- [DIRECTIONS FOR THIS TASK]:
Reproduce the data exactly and drop any pictures it holds.

- [SOURCE MATERIAL]:
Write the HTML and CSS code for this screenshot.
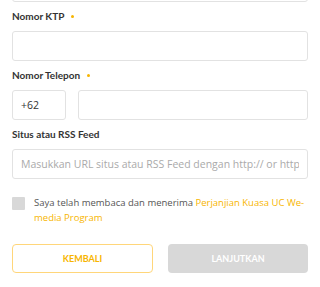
FILE: index.html
```html
<!DOCTYPE html>
<html lang="id">
<head>
    <meta charset="UTF-8">
    <title>Formulir Pendaftaran</title>
    <link rel="stylesheet" href="styles.css">
</head>
<body>
<form class="form">
    <div class="field field-cut">
        <input class="input" type="text">
    </div>

    <div class="field">
        <label class="label" for="ktp">Nomor KTP <span class="req"></span></label>
        <input id="ktp" class="input" type="text">
    </div>

    <div class="field">
        <label class="label" for="phone">Nomor Telepon <span class="req"></span></label>
        <div class="phone-row">
            <input class="input code" type="text" value="+62">
            <input id="phone" class="input" type="text">
        </div>
    </div>

    <div class="field">
        <label class="label" for="site">Situs atau RSS Feed</label>
        <input id="site" class="input" type="text" placeholder="Masukkan URL situs atau RSS Feed dengan http:// or https://">
    </div>

    <div class="agree">
        <span class="check"></span>
        <p class="agree-text">Saya telah membaca dan menerima <a href="#">Perjanjian Kuasa UC We-media Program</a></p>
    </div>

    <div class="actions">
        <button type="button" class="btn btn-back">KEMBALI</button>
        <button type="button" class="btn btn-next" disabled>LANJUTKAN</button>
    </div>
</form>
</body>
</html>
```

FILE: styles.css
```css
body {
    margin: 0;
    background: #fff;
    font-family: "Open Sans", Arial, sans-serif;
    color: #333;
}

.form {
    padding: 0 12px;
}

.field-cut {
    margin-top: -28px;
}

.field {
    margin-bottom: 8px;
}

.label {
    display: block;
    height: 21px;
    font-family: Lato, Arial, sans-serif;
    font-weight: bold;
    font-size: 10px;
    line-height: 12px;
    color: #333;
}

.req {
    display: inline-block;
    width: 3px;
    height: 3px;
    margin-left: 4px;
    border-radius: 50%;
    background: #f7b500;
    vertical-align: 2px;
}

.input {
    display: block;
    box-sizing: border-box;
    width: 100%;
    height: 30px;
    margin: 0;
    padding: 0 8px;
    border: 1px solid #e2e2e2;
    border-radius: 3px;
    font-family: "Open Sans", Arial, sans-serif;
    font-size: 10.5px;
    color: #333;
    outline: none;
}

.input::placeholder {
    color: #aaa;
}

.phone-row {
    display: flex;
    gap: 12px;
}

.phone-row .code {
    flex: 0 0 54px;
    width: 54px;
    padding-left: 8px;
}

.agree {
    display: flex;
    align-items: flex-start;
    gap: 9px;
    margin-top: 17px;
}

.check {
    flex: 0 0 13px;
    height: 13px;
    margin-top: 1px;
    background: #d8d8d8;
    border-radius: 1px;
}

.agree-text {
    margin: 0;
    font-size: 9.5px;
    line-height: 14.5px;
    color: #555;
}

.agree-text a {
    color: #f7b500;
    text-decoration: none;
}

.actions {
    display: flex;
    justify-content: space-between;
    margin-top: 19px;
}

.btn {
    box-sizing: border-box;
    width: 141px;
    height: 29px;
    border-radius: 4px;
    font-family: Lato, Arial, sans-serif;
    font-weight: bold;
    font-size: 9px;
}

.btn-back {
    border: 1px solid #ffd67a;
    background: #fff;
    color: #f7b500;
}

.btn-next {
    width: 140px;
    border: none;
    background: #d8d8d8;
    color: #fff;
}
```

- [COMPLETED TASK]:
Write the HTML and CSS code for this screenshot.
FILE: index.html
```html
<!DOCTYPE html>
<html lang="id">
<head>
    <meta charset="UTF-8">
    <title>Formulir Pendaftaran</title>
    <link rel="stylesheet" href="styles.css">
</head>
<body>
<form class="form">
    <div class="field field-cut">
        <input class="input" type="text">
    </div>

    <div class="field">
        <label class="label" for="ktp">Nomor KTP <span class="req"></span></label>
        <input id="ktp" class="input" type="text">
    </div>

    <div class="field">
        <label class="label" for="phone">Nomor Telepon <span class="req"></span></label>
        <div class="phone-row">
            <input class="input code" type="text" value="+62">
            <input id="phone" class="input" type="text">
        </div>
    </div>

    <div class="field">
        <label class="label" for="site">Situs atau RSS Feed</label>
        <input id="site" class="input" type="text" placeholder="Masukkan URL situs atau RSS Feed dengan http:// or https://">
    </div>

    <div class="agree">
        <span class="check"></span>
        <p class="agree-text">Saya telah membaca dan menerima <a href="#">Perjanjian Kuasa UC We-media Program</a></p>
    </div>

    <div class="actions">
        <button type="button" class="btn btn-back">KEMBALI</button>
        <button type="button" class="btn btn-next" disabled>LANJUTKAN</button>
    </div>
</form>
</body>
</html>
```

FILE: styles.css
```css
body {
    margin: 0;
    background: #fff;
    font-family: "Open Sans", Arial, sans-serif;
    color: #333;
}

.form {
    padding: 0 12px;
}

.field-cut {
    margin-top: -28px;
}

.field {
    margin-bottom: 8px;
}

.label {
    display: block;
    height: 21px;
    font-family: Lato, Arial, sans-serif;
    font-weight: bold;
    font-size: 10px;
    line-height: 12px;
    color: #333;
}

.req {
    display: inline-block;
    width: 3px;
    height: 3px;
    margin-left: 4px;
    border-radius: 50%;
    background: #f7b500;
    vertical-align: 2px;
}

.input {
    display: block;
    box-sizing: border-box;
    width: 100%;
    height: 30px;
    margin: 0;
    padding: 0 8px;
    border: 1px solid #e2e2e2;
    border-radius: 3px;
    font-family: "Open Sans", Arial, sans-serif;
    font-size: 10.5px;
    color: #333;
    outline: none;
}

.input::placeholder {
    color: #aaa;
}

.phone-row {
    display: flex;
    gap: 12px;
}

.phone-row .code {
    flex: 0 0 54px;
    width: 54px;
    padding-left: 8px;
}

.agree {
    display: flex;
    align-items: flex-start;
    gap: 9px;
    margin-top: 17px;
}

.check {
    flex: 0 0 13px;
    height: 13px;
    margin-top: 1px;
    background: #d8d8d8;
    border-radius: 1px;
}

.agree-text {
    margin: 0;
    font-size: 9.5px;
    line-height: 14.5px;
    color: #555;
}

.agree-text a {
    color: #f7b500;
    text-decoration: none;
}

.actions {
    display: flex;
    justify-content: space-between;
    margin-top: 19px;
}

.btn {
    box-sizing: border-box;
    width: 141px;
    height: 29px;
    border-radius: 4px;
    font-family: Lato, Arial, sans-serif;
    font-weight: bold;
    font-size: 9px;
}

.btn-back {
    border: 1px solid #ffd67a;
    background: #fff;
    color: #f7b500;
}

.btn-next {
    width: 140px;
    border: none;
    background: #d8d8d8;
    color: #fff;
}
```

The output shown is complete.